Di Indonesia sendiri kita juga memiliki banyak contoh dari terjadinya apa yang saya sebut sebagai politik kanonisasi sastra ini. Seperti nama William Shakespeare di dunia internasional, di Indonesia siapakah intelektual kita yang tidak pernah mendengar nama Pramoedya Ananta Toer! Bagi mereka yang serius membaca karya sastra Indonesia akan mengerti bahwa dari keseluruhan fiksi yang pernah ditulis dan dipublikasikan oleh Pram (ataupun oleh para novelis Indonesia lainnya) maka seri-novel yang dihasilkannya selama menjalani hukuman-tanpa-pengadilan rejim Orde Baru di Pulau Buru yang terkenal dengan nama Tetralogi Buru itu (Bumi Manusia, Anak Semua Bangsa, Jejak Langkah dan Rumah Kaca) merupakan karya terbaik Pram dan karya terbaik dalam sejarah sastra Indonesia. Justru karena Tetralogi Buru inilah nama Pram berkali-kali masuk dalam nominasi pemenang Hadiah Nobel Sastra. Tapi apa yang terjadi dengan seri-novel ini di Indonesia sendiri? Kita semua tahu karena sudah menjadi pengetahuan umum bahwa Tetralogi Buru dilarang di Indonesia! Selama rejim militer Suharto berkuasa, siapa saja yang ketahuan memiliki satu saja dari keempat novel Pram ini maka pasti akan ditangkap dan dimasukkan penjara sebagai seorang subversif. Setelah rejim Suharto jatuh dan tidak berkuasa lagi, publikasi dan pemilikan atas Tetralogi Buru tidak lagi mengakibatkan penangkapan dan pemenjaraan tapi larangan atasnya tetap berlaku. Larangan yang masih terus berjalan itu adalah larangan untuk mempelajarinya secara formal di sekolah dan perguruan tinggi. Kalau kita tanya apa yang membuat Tetralogi Buru harus dilarang padahal keempat novel itu merupakan sebuah gugatan kritis seorang sastrawan Indonesia atas (sejarah) kolonialisme Belanda di Indonesia, maka jawaban klise yang terus menerus didaur-ulang/direproduksi oleh penguasa Republik ini adalah bahwa pengarangnya seorang Komunis. Kalau kita tanya lagi apa bukti Pram itu seorang Komunis, maka jawabannya… tidak ada jawaban! (Kita, misalnya, masih belum bertanya soal apa sebenarnya salah Komunis dalam sejarah Indonesia! Atau, apa sebenarnya Komunis itu sehingga segala sesuatu yang berhubungan dengannya dilarang di negeri komunal dan gotong royong ini.) Dari Kasus Pram ini kita bisa melihat betapa eksistensi sebuah teks sastra sangat dipengaruhi oleh faktor-faktor di luar teks baik dalam publikasi maupun resepsi atasnya.

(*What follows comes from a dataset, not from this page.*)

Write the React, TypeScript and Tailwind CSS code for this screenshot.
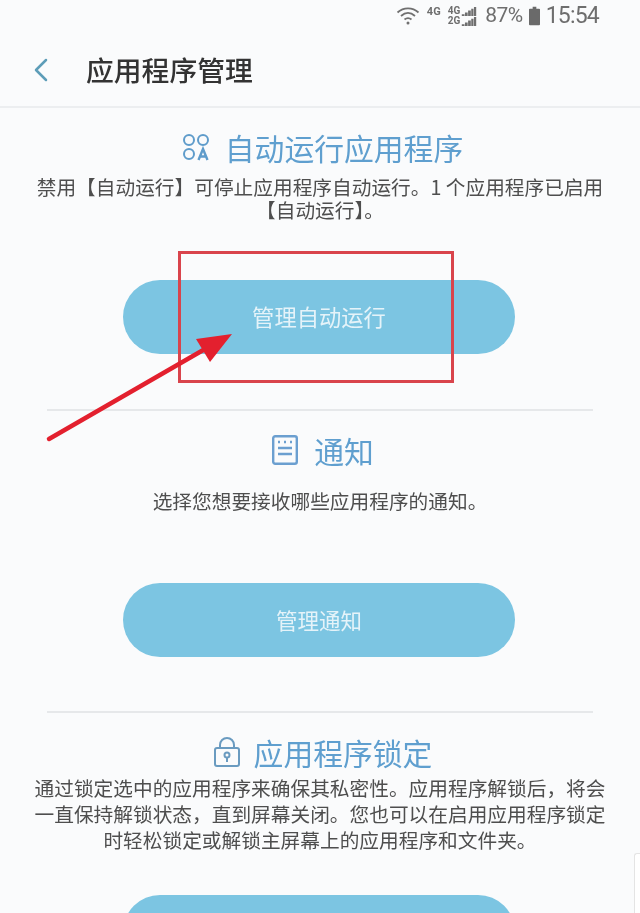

Contoh lain adalah reputasi majalah sastra Horison selama masih dengan sangat aktif dieditori oleh HB Jassin, tokoh legendaris yang dianggap sebagai Paus Sastra Indonesia itu. Bagi para sastrawan Indonesia yang masih waras otaknya pada periode yang saya maksudkan (terutama pada tahun 1970an), apalagi yang baru mulai menulis sastra, dimuatnya karya di Horison adalah setara dengan memenangkan Hadiah Nobel Sastra bagi sastrawan dunia. Sebuah pencapaian “artistik/estetik” yang paling tinggi! Sebuah pengakuan legitimasi gelar kesastrawanan! Makanya pemberian gelar mentereng “Paus Sastra Indonesia” tadi kepada Jassin! Selera HB Jassin menentukan bermutu-tidaknya karya sastra Indonesia pada zamannya. Bisa dikatakan HB Jassin bukan cuma “Paus Sastra Indonesia” tapi justru Sastra Indonesia itu sendiri! Tak ada “sastra(wan)” Indonesia di luar HB Jassin! Hanya mereka yang menulis novel pop, cerpen pop dan lirik lagu pop saja yang tidak peduli pada keangkeran nama Horison dan HB Jassinnya.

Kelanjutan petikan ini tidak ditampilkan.